Job abort not working ?

gerazenobi commented 1 year ago

Hi there 👋

I am starting to use Arq and it looks wonderful, thank you so much for this much needed framework !

I was having the following 2 issues:

job.abort() is not working.
can't delete a job (not sure if this is supported or there is a workaround so that we are able to re-enqueue a job with same custom id.

Here are the details:

Context

I enqueue jobs with a custom ID
I want results to live for X amount of time (e.g. for 24hs)
A new job arrives, and if the same ID exists (queued, in_progress or complete) I need to overwrite with this fresher one
- (A) for queued or in_progress scenario: I understand I'd need to abort the existing job (as I don't want to wait for its completion) and enqueue the new one with fresher arguments.
- (B) if the existing job with same ID is complete, overwrite it: enqueue the new job with fresher arguments.

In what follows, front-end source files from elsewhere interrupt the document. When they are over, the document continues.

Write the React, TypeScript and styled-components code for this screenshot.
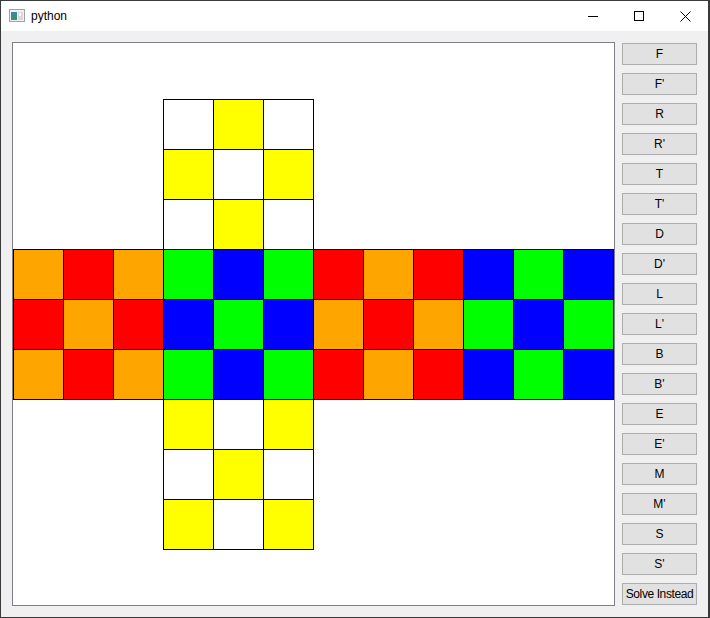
import React from "react"
import styled, { createGlobalStyle } from "styled-components"

type Color = "W" | "Y" | "O" | "R" | "G" | "B"

const palette: Record<Color, string> = {
  W: "#ffffff",
  Y: "#ffff00",
  O: "#ffa500",
  R: "#ff0000",
  G: "#00ff00",
  B: "#0000ff",
}

// top face, the four side faces in one strip, then the bottom face
const topFace: Color[][] = [
  ["W", "Y", "W"],
  ["Y", "W", "Y"],
  ["W", "Y", "W"],
]

const strip: Color[][] = [
  ["O", "R", "O", "G", "B", "G", "R", "O", "R", "B", "G", "B"],
  ["R", "O", "R", "B", "G", "B", "O", "R", "O", "G", "B", "G"],
  ["O", "R", "O", "G", "B", "G", "R", "O", "R", "B", "G", "B"],
]

const bottomFace: Color[][] = [
  ["Y", "W", "Y"],
  ["W", "Y", "W"],
  ["Y", "W", "Y"],
]

const moves = ["F", "F'", "R", "R'", "T", "T'", "D", "D'", "L", "L'", "B", "B'", "E", "E'", "M", "M'", "S", "S'", "Solve Instead"]

const CELL = 50
const TOP = 56

const GlobalStyle = createGlobalStyle`
  html, body {
    margin: 0;
    padding: 0;
    overflow: hidden;
    background: #ffffff;
  }
`

const S = {
  Window: styled.div`
    box-sizing: border-box;
    width: 710px;
    height: 618px;
    display: flex;
    flex-direction: column;
    border: 1px solid #3a3a3a;
    border-right-width: 2px;
    background: #f0f0f0;
    font-family: "Liberation Sans", Arial, sans-serif;
  `,
  TitleBar: styled.div`
    height: 30px;
    flex: none;
    display: flex;
    align-items: center;
    background: #ffffff;
  `,
  AppIcon: styled.svg`
    margin-left: 8px;
    flex: none;
  `,
  Title: styled.span`
    margin-left: 6px;
    font-size: 12px;
    color: #000000;
    flex: 1;
    padding-bottom: 1px;
  `,
  Control: styled.div`
    width: 46px;
    height: 30px;
    display: flex;
    align-items: center;
    justify-content: center;
  `,
  Body: styled.div`
    flex: 1;
    display: flex;
    align-items: flex-start;
    padding: 11px;
    gap: 7px;
  `,
  Canvas: styled.div`
    width: 601px;
    height: 562px;
    border: 1px solid #7e8088;
    background: #ffffff;
    flex: none;
  `,
  Buttons: styled.div`
    width: 75px;
    display: flex;
    flex-direction: column;
    gap: 8px;
    margin-top: 1px;
  `,
  MoveButton: styled.button<{ $wide?: boolean }>`
    box-sizing: border-box;
    width: 75px;
    height: 22px;
    padding: 0;
    margin: 0;
    border: 1px solid #adadad;
    background: #e1e1e1;
    color: #000000;
    font-family: "Liberation Sans", Arial, sans-serif;
    font-size: 12px;
    letter-spacing: ${(p) => (p.$wide ? "-0.4px" : "0")};
    white-space: nowrap;
    overflow: hidden;
    cursor: default;
  `,
}

const Face: React.FC<{ grid: Color[][]; col: number; row: number }> = ({ grid, col, row }) => (
  <>
    {grid.map((line, r) =>
      line.map((c, i) => (
        <rect
          key={`${r}-${i}`}
          x={(col + i) * CELL + 0.5}
          y={TOP + (row + r) * CELL + 0.5}
          width={CELL}
          height={CELL}
          fill={palette[c]}
          stroke="#000"
          strokeWidth={1}
        />
      ))
    )}
  </>
)

export default function App() {
  return (
    <>
      <GlobalStyle />
      <S.Window>
        <S.TitleBar>
          <S.AppIcon width="16" height="14" viewBox="0 0 16 14">
            <defs>
              <linearGradient id="pane" x1="0" y1="0" x2="0" y2="1">
                <stop offset="0" stopColor="#3f86a8" />
                <stop offset="1" stopColor="#3d8f6a" />
              </linearGradient>
            </defs>
            <rect x="0.5" y="0.5" width="15" height="12" fill="#f2f2f2" stroke="#a0a0a0" />
            <rect x="2" y="3" width="6" height="8" fill="url(#pane)" />
            <rect x="9" y="3" width="5" height="8" fill="#d6dada" />
            <rect x="10" y="4" width="2" height="3" fill="#ffffff" />
          </S.AppIcon>
          <S.Title>python</S.Title>
          <S.Control>
            <svg width="10" height="10" viewBox="0 0 10 10" shapeRendering="crispEdges">
              <line x1="0" y1="5.5" x2="10" y2="5.5" stroke="#000" strokeWidth="1" />
            </svg>
          </S.Control>
          <S.Control>
            <svg width="10" height="10" viewBox="0 0 10 10" shapeRendering="crispEdges">
              <rect x="0.5" y="0.5" width="9" height="9" fill="none" stroke="#000" strokeWidth="1" />
            </svg>
          </S.Control>
          <S.Control>
            <svg width="11" height="11" viewBox="0 0 11 11">
              <path d="M0.5 0.5 L10.5 10.5 M10.5 0.5 L0.5 10.5" stroke="#000" strokeWidth="1" />
            </svg>
          </S.Control>
        </S.TitleBar>
        <S.Body>
          <S.Canvas>
            <svg width="601" height="562" viewBox="0 0 601 562" shapeRendering="crispEdges">
              <Face grid={topFace} col={3} row={0} />
              <Face grid={strip} col={0} row={3} />
              <Face grid={bottomFace} col={3} row={6} />
            </svg>
          </S.Canvas>
          <S.Buttons>
            {moves.map((m) => (
              <S.MoveButton key={m} $wide={m.length > 2}>
                {m}
              </S.MoveButton>
            ))}
          </S.Buttons>
        </S.Body>
      </S.Window>
    </>
  )
}
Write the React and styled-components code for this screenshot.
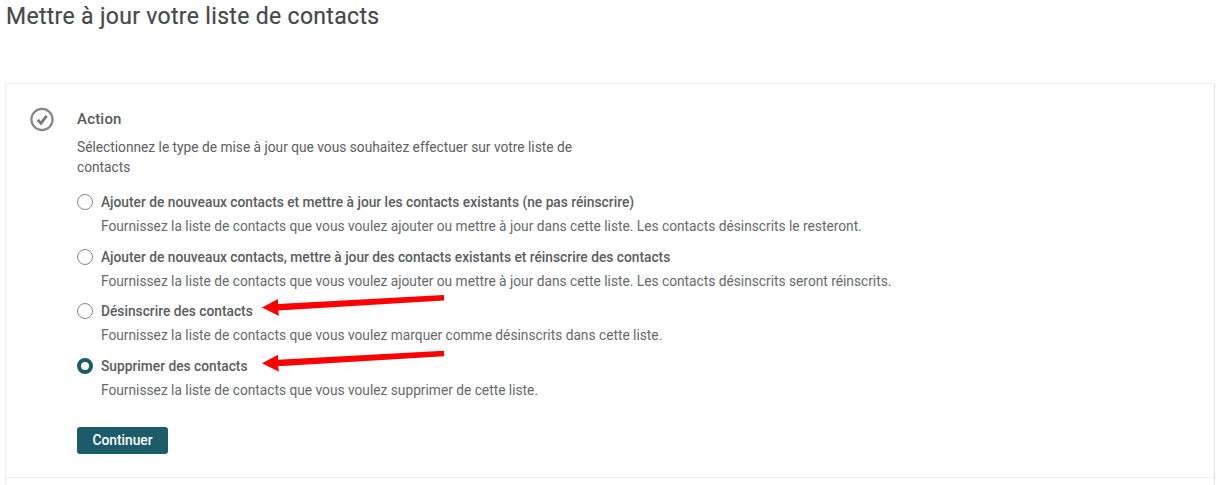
import React from "react";
import styled, { createGlobalStyle } from "styled-components";

const Global = createGlobalStyle`
  html, body { margin: 0; padding: 0; background: #fff; height: 485px; overflow: hidden; }
  body { font-family: Roboto, "Liberation Sans", sans-serif; color: #555; }
`;
const Page = styled.div`
  position: relative;
  width: 1224px;
  height: 485px;
  padding: 0 9px 0 5px;
  box-sizing: border-box;
  overflow: hidden;
`;
const Title = styled.h1`
  margin: 0;
  padding: 4px 0 0 1px;
  height: 83px;
  box-sizing: border-box;
  font-size: 23px;
  line-height: 26px;
  font-weight: 400;
  letter-spacing: 0.32px;
  color: #46494b;
  -webkit-text-stroke: 0.2px #46494b;
`;
const Card = styled.section`
  height: 440px;
  box-sizing: border-box;
  border: 1px solid #efefef;
  border-right-color: #e0e0e0;
  border-radius: 2px;
`;
const Step = styled.div`
  display: flex;
  height: 394px;
  box-sizing: border-box;
  border-bottom: 1px solid #efefef;
  padding: 23px 0 0 24px;
`;
const StepIcon = styled.svg`
  width: 25px;
  height: 25px;
  flex: none;
  margin-right: 22px;
`;
const Body = styled.div`
  display: flex;
  flex-direction: column;
  align-items: flex-start;
`;
const Heading = styled.h2`
  margin: 0;
  font-size: 15px;
  line-height: 24px;
  font-weight: 500;
  color: #55585a;
  letter-spacing: 0.2px;
`;
const Intro = styled.p`
  margin: 6px 0 15px;
  width: 520px;
  font-size: 13.74px;
  line-height: 20px;
  color: #5d6062;
`;
const Options = styled.div`
  display: flex;
  flex-direction: column;
  gap: 10.67px;
`;
const Option = styled.div`
  display: grid;
  grid-template-columns: 16px 1fr;
  column-gap: 8px;
  row-gap: 4px;
  align-items: center;
`;
const Radio = styled.span`
  width: 16px;
  height: 16px;
  box-sizing: border-box;
  border-radius: 50%;
  border: ${(p) => (p.$checked ? "4px solid #1c5b69" : "1px solid #858789")};
  background: #fff;
`;
const OptionLabel = styled.span`
  font-size: 13.75px;
  line-height: 20px;
  font-weight: 500;
  color: #5a5d5f;
`;
const OptionHint = styled.span`
  grid-column: 2;
  font-size: 13.74px;
  line-height: 20px;
  color: #66696b;
`;
const Button = styled.button`
  margin-top: 27px;
  width: 91px;
  height: 27px;
  padding: 0;
  border: 0;
  border-radius: 3px;
  background: #1c5b69;
  color: #fff;
  font-family: inherit;
  font-size: 13.75px;
  font-weight: 500;
`;
const ArrowLayer = styled.svg`
  position: absolute;
  left: 0;
  top: 0;
  width: 1224px;
  height: 485px;
  pointer-events: none;
`;

const options = [
  ["Ajouter de nouveaux contacts et mettre à jour les contacts existants (ne pas réinscrire)", "Fournissez la liste de contacts que vous voulez ajouter ou mettre à jour dans cette liste. Les contacts désinscrits le resteront."],
  ["Ajouter de nouveaux contacts, mettre à jour des contacts existants et réinscrire des contacts", "Fournissez la liste de contacts que vous voulez ajouter ou mettre à jour dans cette liste. Les contacts désinscrits seront réinscrits."],
  ["Désinscrire des contacts", "Fournissez la liste de contacts que vous voulez marquer comme désinscrits dans cette liste."],
  ["Supprimer des contacts", "Fournissez la liste de contacts que vous voulez supprimer de cette liste.", true],
];

const Arrow = ({ y }) => (
  <polygon
    fill="#f00"
    points={`444,${y} 444,${y + 5.5} 278,${y + 15.5} 279,${y + 21} 262,${y + 12.5} 278,${y + 4} 278,${y + 9}`}
  />
);

export default function App() {
  return (
    <Page>
      <Global />
      <Title>Mettre à jour votre liste de contacts</Title>
      <Card>
        <Step>
          <StepIcon viewBox="0 0 25 25">
            <circle cx="12" cy="12.5" r="10.6" fill="none" stroke="#848688" strokeWidth="2.2" />
            <path d="M7.6 12.8l3.4 3.6 5.6-7.6" fill="none" stroke="#77797b" strokeWidth="2.8" />
          </StepIcon>
          <Body>
            <Heading>Action</Heading>
            <Intro>Sélectionnez le type de mise à jour que vous souhaitez effectuer sur votre liste de contacts</Intro>
            <Options>
              {options.map(([label, hint, checked]) => (
                <Option key={label}>
                  <Radio $checked={checked} />
                  <OptionLabel>{label}</OptionLabel>
                  <OptionHint>{hint}</OptionHint>
                </Option>
              ))}
            </Options>
            <Button>Continuer</Button>
          </Body>
        </Step>
      </Card>
      <ArrowLayer viewBox="0 0 1224 485">
        <Arrow y={295} />
        <Arrow y={350.7} />
      </ArrowLayer>
    </Page>
  );
}
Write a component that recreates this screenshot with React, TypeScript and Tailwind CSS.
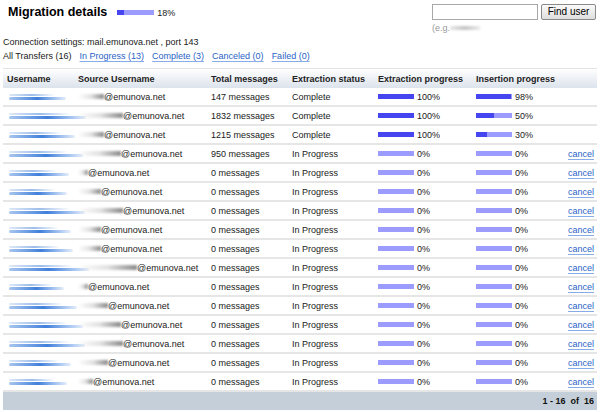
import React from "react";

type Row = {
  u: number;
  sw: number;
  msgs: number;
  status: string;
  ext: number;
  ins: number;
};

const rows: Row[] = [
  { u: 57, sw: 26, msgs: 147, status: "Complete", ext: 100, ins: 98 },
  { u: 77, sw: 45, msgs: 1832, status: "Complete", ext: 100, ins: 50 },
  { u: 66, sw: 26, msgs: 1215, status: "Complete", ext: 100, ins: 30 },
  { u: 74, sw: 43, msgs: 950, status: "In Progress", ext: 0, ins: 0 },
  { u: 60, sw: 10, msgs: 0, status: "In Progress", ext: 0, ins: 0 },
  { u: 58, sw: 23, msgs: 0, status: "In Progress", ext: 0, ins: 0 },
  { u: 76, sw: 45, msgs: 0, status: "In Progress", ext: 0, ins: 0 },
  { u: 62, sw: 23, msgs: 0, status: "In Progress", ext: 0, ins: 0 },
  { u: 64, sw: 23, msgs: 0, status: "In Progress", ext: 0, ins: 0 },
  { u: 80, sw: 59, msgs: 0, status: "In Progress", ext: 0, ins: 0 },
  { u: 55, sw: 10, msgs: 0, status: "In Progress", ext: 0, ins: 0 },
  { u: 68, sw: 30, msgs: 0, status: "In Progress", ext: 0, ins: 0 },
  { u: 74, sw: 43, msgs: 0, status: "In Progress", ext: 0, ins: 0 },
  { u: 76, sw: 45, msgs: 0, status: "In Progress", ext: 0, ins: 0 },
  { u: 62, sw: 30, msgs: 0, status: "In Progress", ext: 0, ins: 0 },
  { u: 58, sw: 15, msgs: 0, status: "In Progress", ext: 0, ins: 0 },
];

const cols = "grid grid-cols-[71px_133px_81px_86px_98px_92px_1fr] items-center pl-[4px] pr-[3px]";

function Bar({ pct, w = 36 }: { pct: number; w?: number }) {
  return (
    <div className="h-[5px] bg-[#9c9cff] shrink-0" style={{ width: w }}>
      <div className="h-full bg-[#4646f0]" style={{ width: `${pct}%` }} />
    </div>
  );
}

function Progress({ pct }: { pct: number }) {
  return (
    <div className="flex items-center gap-[3px]">
      <Bar pct={pct} />
      <span>{pct}%</span>
    </div>
  );
}

// blurred-out mailbox names, as in the original capture
function UserBlur({ w }: { w: number }) {
  return (
    <div className="flex flex-col gap-[1px] pl-[2px]">
      <div
        className="h-[2px] rounded-full bg-linear-to-r from-[#dfe9f8] via-[#9dbdea] to-transparent blur-[0.6px]"
        style={{ width: w * 0.8 }}
      />
      <div
        className="h-[3px] rounded-full bg-linear-to-r from-[#a9c6ee] via-[#3f7fdb] to-[#e6eefa] blur-[0.6px]"
        style={{ width: w }}
      />
    </div>
  );
}

function Source({ sw }: { sw: number }) {
  return (
    <div className="flex items-center">
      <div
        className="h-[5px] bg-linear-to-r from-transparent via-[#e2e2e2] to-[#8c8c8c] blur-[0.8px] shrink-0"
        style={{ width: sw }}
      />
      <span>@emunova.net</span>
    </div>
  );
}

export default function App() {
  return (
    <div className="w-[600px] h-[412px] overflow-hidden bg-white text-[9px] leading-[14px] text-[#1a1a1a] font-['Liberation_Sans',Arial,sans-serif]">
      <div className="flex justify-between h-[35px]">
        <div className="flex items-center gap-[10px] pl-[8px] h-[24px] pt-[1px]">
          <h1 className="text-[12.5px] font-bold leading-none text-black">Migration details</h1>
          <div className="flex items-center gap-[3px]">
            <Bar pct={18} w={37} />
            <span>18%</span>
          </div>
        </div>
        <div className="flex flex-col pt-[4px] pr-[4px]">
          <div className="flex gap-[3px]">
            <input className="w-[106px] h-[16px] border border-[#a8a8a8] bg-white outline-none" />
            <button className="w-[55px] h-[16px] border border-[#8a8a8a] bg-linear-to-b from-[#fafafa] to-[#dedede] text-[10px] leading-none text-black rounded-[2px]">
              Find user
            </button>
          </div>
          <div className="flex items-center text-[#9a9a9a] pt-[1px]">
            <span>(e.g.</span>
            <div className="h-[4px] w-[30px] bg-linear-to-r from-[#e8e8e8] via-[#c4c4c4] to-[#ececec] blur-[1px]" />
          </div>
        </div>
      </div>
      <div className="pl-[3px]">Connection settings: mail.emunova.net , port 143</div>
      <div className="flex gap-[8px] pl-[3px]">
        <span>All Transfers (16)</span>
        {["In Progress (13)", "Complete (3)", "Canceled (0)", "Failed (0)"].map((t) => (
          <a key={t} href="#" className="text-[#2a62c6] underline decoration-[#86acea] underline-offset-2">
            {t}
          </a>
        ))}
      </div>
      <div className="mx-[3px] mt-[5px]">
        <div className={`${cols} h-[20px] border-t border-[#e4e4e4] bg-linear-to-b from-white to-[#dce3ec] font-bold text-[#222]`}>
          <span>Username</span>
          <span>Source Username</span>
          <span>Total messages</span>
          <span>Extraction status</span>
          <span>Extraction progress</span>
          <span>Insertion progress</span>
          <span />
        </div>
        {rows.map((r, i) => (
          <div key={i} className={`${cols} h-[19px] border-b-2 border-[#e6e6e6]`}>
            <UserBlur w={r.u} />
            <Source sw={r.sw} />
            <span>{r.msgs} messages</span>
            <span>{r.status}</span>
            <Progress pct={r.ext} />
            <Progress pct={r.ins} />
            <span className="text-right">
              {r.status === "In Progress" && (
                <a href="#" className="text-[#2a62c6] underline decoration-[#86acea] underline-offset-2">
                  cancel
                </a>
              )}
            </span>
          </div>
        ))}
        <div className="flex justify-end items-center gap-[5px] h-[18px] bg-[#c5cfd9] pr-[3px] font-bold text-[#111]">
          <span>1 - 16</span>
          <span>of</span>
          <span>16</span>
        </div>
      </div>
    </div>
  );
}
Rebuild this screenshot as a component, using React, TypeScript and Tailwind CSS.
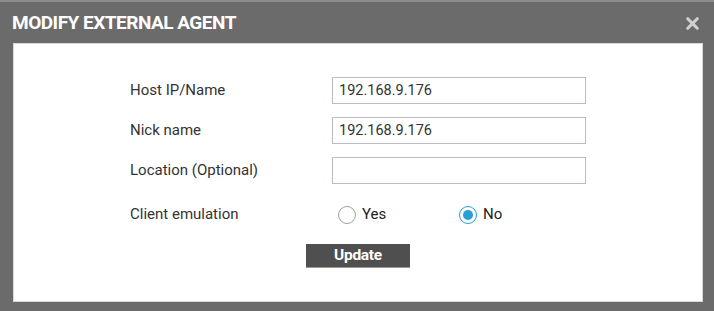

The issues I was having then:

A) Running job.abort() with or without timemout seems to have no effect in neither queued or in_progress jobs. FWIW: I have observed 1 thing though: If I abort providing a 0 timeout, only when the worker dequeues that particular job, then it will decide to not run it: 10:56:34: 131.05s ⊘ my_id_10:compute aborted before start

Question: is there anything I am missing regarding aborting jobs? Any idea why it isn't working for me?

B) If I enqueue a job with the same ID as a complete one, it will not enqueue it and instead would return Noneas per job uniqueness. Question: How do I delete the job then so that I am able to enqueue the fresher one ?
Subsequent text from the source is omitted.